* _Source data_
★ ★ ★ ★ ★

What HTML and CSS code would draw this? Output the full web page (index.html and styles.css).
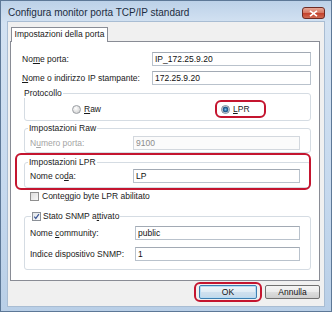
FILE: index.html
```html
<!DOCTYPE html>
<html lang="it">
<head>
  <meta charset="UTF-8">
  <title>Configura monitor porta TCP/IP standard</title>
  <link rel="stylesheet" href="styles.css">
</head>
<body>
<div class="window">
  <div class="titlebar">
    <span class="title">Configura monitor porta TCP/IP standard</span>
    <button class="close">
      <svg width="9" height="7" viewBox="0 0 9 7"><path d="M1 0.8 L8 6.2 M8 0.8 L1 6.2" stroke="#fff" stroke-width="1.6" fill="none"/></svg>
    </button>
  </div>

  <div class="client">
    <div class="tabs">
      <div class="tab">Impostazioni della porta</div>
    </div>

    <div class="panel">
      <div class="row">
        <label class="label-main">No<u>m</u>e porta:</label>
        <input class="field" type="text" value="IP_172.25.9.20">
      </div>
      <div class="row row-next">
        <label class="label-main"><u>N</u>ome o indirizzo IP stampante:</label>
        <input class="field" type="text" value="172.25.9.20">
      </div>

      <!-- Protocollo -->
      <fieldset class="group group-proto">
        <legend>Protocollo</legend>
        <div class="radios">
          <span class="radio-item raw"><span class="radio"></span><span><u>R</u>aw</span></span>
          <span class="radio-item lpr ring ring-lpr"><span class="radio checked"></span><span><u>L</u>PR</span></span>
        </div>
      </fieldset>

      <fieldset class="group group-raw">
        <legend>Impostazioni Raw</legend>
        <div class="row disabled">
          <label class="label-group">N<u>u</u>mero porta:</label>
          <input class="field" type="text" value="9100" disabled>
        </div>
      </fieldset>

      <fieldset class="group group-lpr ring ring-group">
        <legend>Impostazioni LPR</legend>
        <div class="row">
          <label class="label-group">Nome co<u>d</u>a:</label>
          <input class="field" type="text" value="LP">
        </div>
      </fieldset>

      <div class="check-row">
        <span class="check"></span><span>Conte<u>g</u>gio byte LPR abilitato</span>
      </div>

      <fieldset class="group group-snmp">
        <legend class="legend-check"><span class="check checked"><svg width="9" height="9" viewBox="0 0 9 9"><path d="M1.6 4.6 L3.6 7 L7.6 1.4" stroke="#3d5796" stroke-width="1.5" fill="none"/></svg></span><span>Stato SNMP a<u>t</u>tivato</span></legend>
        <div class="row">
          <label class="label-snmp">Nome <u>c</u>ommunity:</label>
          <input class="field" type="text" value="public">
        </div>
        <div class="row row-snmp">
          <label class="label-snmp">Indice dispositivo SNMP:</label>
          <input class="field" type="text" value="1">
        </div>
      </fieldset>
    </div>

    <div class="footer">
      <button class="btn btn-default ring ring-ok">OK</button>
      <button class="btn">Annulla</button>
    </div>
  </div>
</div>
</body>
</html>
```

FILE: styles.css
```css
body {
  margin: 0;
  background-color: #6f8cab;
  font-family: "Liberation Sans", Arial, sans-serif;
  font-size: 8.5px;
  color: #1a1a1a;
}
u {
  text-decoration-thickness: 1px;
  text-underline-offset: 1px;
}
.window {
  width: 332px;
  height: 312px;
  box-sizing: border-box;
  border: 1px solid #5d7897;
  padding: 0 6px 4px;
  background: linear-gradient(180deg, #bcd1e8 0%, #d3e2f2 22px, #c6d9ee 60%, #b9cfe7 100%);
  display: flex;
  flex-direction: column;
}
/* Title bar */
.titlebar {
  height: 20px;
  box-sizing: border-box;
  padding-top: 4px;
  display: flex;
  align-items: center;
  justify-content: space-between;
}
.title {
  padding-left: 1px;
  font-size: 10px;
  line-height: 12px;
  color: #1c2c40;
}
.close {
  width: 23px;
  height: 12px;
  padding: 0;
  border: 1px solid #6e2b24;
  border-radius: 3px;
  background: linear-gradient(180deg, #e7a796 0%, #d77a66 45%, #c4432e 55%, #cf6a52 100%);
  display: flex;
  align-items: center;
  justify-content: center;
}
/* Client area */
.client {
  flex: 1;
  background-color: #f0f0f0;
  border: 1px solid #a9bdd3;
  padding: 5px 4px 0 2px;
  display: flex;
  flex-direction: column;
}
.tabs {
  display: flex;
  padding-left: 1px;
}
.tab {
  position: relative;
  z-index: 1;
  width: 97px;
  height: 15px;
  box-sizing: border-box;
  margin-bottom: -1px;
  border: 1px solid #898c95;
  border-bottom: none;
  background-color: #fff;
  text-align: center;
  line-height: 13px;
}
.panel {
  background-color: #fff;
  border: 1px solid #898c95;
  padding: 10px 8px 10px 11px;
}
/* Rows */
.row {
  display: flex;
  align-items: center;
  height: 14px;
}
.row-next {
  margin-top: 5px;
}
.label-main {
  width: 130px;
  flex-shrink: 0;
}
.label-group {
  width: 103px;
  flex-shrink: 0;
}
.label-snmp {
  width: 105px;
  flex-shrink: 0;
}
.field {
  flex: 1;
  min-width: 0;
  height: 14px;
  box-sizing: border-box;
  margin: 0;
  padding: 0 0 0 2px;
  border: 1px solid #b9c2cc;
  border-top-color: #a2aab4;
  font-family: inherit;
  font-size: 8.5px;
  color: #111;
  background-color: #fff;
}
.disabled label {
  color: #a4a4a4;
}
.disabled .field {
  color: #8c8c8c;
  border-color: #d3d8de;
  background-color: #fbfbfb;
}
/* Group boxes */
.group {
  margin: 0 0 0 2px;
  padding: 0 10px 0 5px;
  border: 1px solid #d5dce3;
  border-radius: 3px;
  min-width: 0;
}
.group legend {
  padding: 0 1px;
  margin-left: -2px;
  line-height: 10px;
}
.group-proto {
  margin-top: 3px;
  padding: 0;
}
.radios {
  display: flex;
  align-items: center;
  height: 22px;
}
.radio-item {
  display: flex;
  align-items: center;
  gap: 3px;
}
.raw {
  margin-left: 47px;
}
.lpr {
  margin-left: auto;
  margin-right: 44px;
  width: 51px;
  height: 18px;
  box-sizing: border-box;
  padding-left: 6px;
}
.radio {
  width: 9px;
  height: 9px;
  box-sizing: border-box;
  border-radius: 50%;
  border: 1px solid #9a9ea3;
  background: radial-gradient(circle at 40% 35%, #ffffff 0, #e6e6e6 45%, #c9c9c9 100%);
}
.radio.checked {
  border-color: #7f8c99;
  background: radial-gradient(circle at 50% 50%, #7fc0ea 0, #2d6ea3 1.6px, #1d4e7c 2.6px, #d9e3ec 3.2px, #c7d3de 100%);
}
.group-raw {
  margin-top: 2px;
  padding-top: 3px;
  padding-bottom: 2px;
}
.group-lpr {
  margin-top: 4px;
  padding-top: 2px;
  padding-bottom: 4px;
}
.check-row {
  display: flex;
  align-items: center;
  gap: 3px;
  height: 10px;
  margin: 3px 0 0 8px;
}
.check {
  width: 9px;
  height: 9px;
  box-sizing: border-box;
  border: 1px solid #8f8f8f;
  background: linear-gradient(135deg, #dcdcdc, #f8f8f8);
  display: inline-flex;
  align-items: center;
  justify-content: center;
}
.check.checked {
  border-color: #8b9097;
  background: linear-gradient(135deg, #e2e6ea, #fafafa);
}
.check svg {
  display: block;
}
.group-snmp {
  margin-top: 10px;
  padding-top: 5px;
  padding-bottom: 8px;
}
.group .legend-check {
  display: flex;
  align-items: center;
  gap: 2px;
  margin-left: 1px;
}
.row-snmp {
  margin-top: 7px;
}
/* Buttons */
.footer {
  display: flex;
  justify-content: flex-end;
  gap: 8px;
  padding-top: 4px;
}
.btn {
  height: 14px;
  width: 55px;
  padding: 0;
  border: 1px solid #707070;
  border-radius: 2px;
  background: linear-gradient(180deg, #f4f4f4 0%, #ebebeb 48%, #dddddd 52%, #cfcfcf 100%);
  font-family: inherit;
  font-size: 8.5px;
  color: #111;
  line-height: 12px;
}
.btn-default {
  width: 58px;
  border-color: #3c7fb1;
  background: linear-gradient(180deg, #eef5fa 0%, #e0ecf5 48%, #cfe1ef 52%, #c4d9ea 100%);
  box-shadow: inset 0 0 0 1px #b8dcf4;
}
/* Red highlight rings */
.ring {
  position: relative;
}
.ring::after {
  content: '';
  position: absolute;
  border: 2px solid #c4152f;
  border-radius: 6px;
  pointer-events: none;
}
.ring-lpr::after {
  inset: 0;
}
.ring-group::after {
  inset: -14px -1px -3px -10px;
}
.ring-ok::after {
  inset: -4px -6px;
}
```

★ ★ ★ ★ ★

* _Set task_
Identify the lines of the data that contain the word "styles". Copy each of them.

* _Full output_
What HTML and CSS code would draw this? Output the full web page (index.html and styles.css).
  <link rel="stylesheet" href="styles.css">
FILE: styles.css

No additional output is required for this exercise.